10. The mechanism of claim 9, wherein the clamp includes an upper clamping arm and a lower clamping arm and a compressor on the upper and lower clamping arms for bringing the upper and lower arms together to produce compressing forces on the channel.

11. The mechanism of claim 10, wherein the upper clamping arm has an aperture therethrough, wherein the lower clamping arm has a lower threaded bore therethrough, and wherein the compressor is a threaded shaft, extending through the aperture and the lower threaded bore for providing controllable compression of the arms engaging the channel.

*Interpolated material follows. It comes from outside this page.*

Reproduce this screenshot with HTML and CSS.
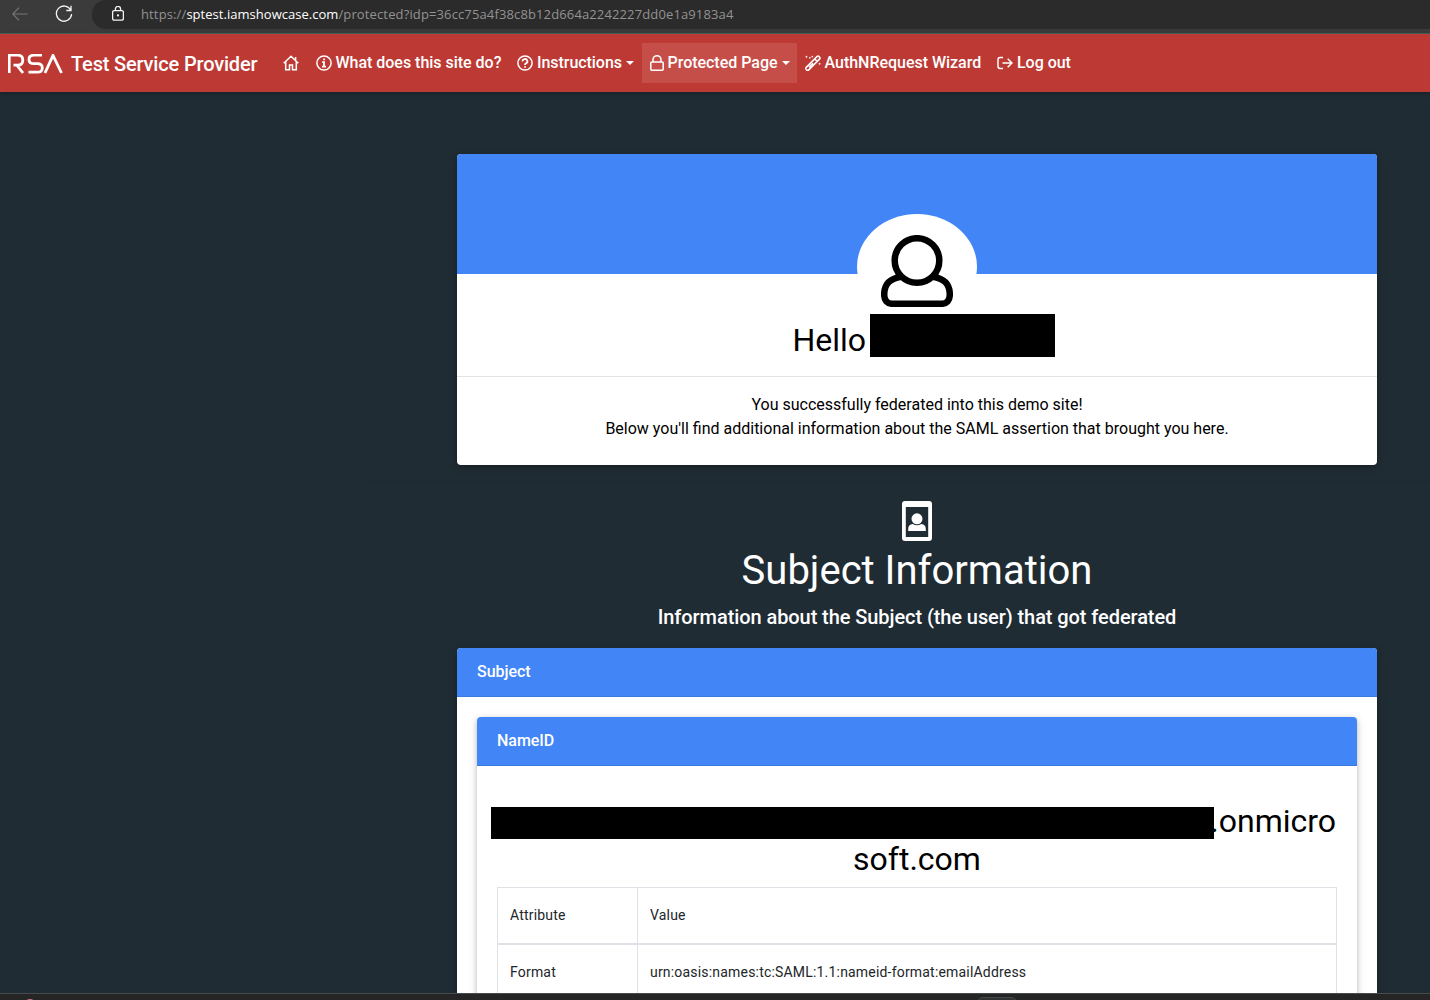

12. A method of adjustably securing a tuning bell of a musical instrument, the mechanism having a rail attached to at least one of the tuning bell and the musical instrument, a hollow channel attached to the other of the tuning bell and the musical instrument generally in opposition to the rail for receiving at least a portion of the rail therein, the having an exterior surface and an interior surface, and an adjustable clamp coupled with the channel for compressibly engaging the exterior surface of the channel, the method comprising the steps of:

positioning the rail within the channel;

adjusting the clamping mechanism to compressibly engage the exterior surface until the rail is secured against the interior surface to prevent movement of the rail within the channel.